[begin SOURCE DATA]

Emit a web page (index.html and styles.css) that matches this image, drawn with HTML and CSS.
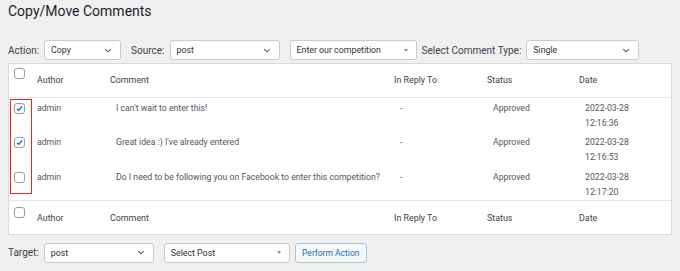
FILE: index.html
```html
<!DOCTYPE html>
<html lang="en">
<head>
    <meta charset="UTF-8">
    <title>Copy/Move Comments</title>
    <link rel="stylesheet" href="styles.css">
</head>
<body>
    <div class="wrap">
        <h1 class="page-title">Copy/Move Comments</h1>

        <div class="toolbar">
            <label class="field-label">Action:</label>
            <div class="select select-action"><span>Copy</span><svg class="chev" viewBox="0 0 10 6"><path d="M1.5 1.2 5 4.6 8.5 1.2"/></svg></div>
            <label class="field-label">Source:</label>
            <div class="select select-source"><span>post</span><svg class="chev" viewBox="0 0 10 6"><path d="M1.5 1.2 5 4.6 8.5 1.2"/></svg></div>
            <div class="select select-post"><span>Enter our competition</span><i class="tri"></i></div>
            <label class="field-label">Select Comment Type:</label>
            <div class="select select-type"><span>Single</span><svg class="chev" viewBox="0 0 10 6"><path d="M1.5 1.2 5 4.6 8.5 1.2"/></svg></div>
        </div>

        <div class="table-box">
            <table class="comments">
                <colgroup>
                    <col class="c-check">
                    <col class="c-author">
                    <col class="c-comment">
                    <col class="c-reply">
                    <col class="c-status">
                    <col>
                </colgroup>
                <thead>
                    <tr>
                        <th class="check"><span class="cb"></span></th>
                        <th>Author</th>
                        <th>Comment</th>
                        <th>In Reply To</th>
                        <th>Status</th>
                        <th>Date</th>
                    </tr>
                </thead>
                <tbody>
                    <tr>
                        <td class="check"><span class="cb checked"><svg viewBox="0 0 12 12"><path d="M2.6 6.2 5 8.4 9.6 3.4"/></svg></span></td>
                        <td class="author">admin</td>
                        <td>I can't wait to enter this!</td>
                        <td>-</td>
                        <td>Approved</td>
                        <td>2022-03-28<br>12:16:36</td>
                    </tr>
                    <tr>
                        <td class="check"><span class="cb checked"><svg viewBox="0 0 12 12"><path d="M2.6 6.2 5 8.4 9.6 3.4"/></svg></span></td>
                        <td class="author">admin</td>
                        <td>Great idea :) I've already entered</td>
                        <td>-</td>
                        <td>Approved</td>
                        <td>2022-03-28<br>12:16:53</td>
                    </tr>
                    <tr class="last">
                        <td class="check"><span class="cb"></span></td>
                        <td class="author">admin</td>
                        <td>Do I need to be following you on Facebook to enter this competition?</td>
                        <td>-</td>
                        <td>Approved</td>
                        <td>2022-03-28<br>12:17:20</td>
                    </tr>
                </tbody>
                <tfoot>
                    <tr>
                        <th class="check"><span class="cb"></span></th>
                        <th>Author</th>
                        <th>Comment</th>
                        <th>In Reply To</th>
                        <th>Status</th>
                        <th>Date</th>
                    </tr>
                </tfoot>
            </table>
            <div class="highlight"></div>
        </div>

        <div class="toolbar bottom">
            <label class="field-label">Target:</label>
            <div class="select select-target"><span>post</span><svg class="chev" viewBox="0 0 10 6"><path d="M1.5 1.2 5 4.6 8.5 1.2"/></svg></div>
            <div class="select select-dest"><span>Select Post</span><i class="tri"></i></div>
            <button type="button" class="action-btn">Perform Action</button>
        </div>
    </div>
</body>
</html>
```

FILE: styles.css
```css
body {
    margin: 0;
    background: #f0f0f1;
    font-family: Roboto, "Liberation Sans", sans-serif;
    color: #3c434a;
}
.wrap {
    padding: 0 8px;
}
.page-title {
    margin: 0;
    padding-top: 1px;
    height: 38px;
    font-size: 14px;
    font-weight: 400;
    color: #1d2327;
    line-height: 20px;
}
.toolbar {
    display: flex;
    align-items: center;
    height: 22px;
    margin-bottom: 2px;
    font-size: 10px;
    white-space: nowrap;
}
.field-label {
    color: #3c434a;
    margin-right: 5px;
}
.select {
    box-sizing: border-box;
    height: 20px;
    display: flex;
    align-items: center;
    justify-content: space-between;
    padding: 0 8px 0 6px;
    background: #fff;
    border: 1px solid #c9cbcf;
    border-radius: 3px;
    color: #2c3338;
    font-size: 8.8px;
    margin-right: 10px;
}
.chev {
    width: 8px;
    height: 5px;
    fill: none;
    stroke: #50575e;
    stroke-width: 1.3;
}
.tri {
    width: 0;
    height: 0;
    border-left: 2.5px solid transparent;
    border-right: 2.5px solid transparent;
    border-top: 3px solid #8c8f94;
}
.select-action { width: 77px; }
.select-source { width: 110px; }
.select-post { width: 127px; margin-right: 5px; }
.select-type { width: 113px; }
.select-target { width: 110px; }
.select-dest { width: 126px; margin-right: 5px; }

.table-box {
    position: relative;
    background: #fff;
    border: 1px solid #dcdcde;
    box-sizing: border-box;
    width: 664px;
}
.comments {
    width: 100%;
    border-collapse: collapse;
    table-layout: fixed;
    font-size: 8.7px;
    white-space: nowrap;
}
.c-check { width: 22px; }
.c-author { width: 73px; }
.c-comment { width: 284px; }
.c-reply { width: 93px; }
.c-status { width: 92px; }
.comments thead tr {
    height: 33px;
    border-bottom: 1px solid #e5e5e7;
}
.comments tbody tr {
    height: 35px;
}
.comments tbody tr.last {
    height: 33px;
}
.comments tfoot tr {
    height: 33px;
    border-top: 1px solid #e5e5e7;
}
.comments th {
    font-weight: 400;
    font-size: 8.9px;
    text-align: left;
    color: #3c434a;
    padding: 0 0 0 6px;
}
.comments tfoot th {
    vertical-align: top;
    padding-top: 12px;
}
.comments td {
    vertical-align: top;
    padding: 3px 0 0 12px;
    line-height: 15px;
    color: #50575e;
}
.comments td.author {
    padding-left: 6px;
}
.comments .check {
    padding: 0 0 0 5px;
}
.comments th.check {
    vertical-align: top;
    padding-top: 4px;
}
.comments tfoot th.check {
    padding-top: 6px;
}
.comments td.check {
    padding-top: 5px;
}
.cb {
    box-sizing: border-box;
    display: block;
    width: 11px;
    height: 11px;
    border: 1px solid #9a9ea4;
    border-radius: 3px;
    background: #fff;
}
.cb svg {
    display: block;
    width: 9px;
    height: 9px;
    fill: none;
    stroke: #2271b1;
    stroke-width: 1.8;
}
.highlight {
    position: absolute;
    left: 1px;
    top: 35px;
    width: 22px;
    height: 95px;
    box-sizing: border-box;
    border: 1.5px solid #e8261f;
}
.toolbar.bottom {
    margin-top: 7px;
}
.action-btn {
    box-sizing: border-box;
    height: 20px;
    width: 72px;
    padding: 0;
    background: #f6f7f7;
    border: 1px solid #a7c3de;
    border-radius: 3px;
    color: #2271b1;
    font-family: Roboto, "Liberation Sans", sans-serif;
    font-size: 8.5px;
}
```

[end SOURCE DATA]

WHAT TO PRODUCE
Collect the lines that hold "styles".

FINAL RESULT
Emit a web page (index.html and styles.css) that matches this image, drawn with HTML and CSS.
    <link rel="stylesheet" href="styles.css">
FILE: styles.css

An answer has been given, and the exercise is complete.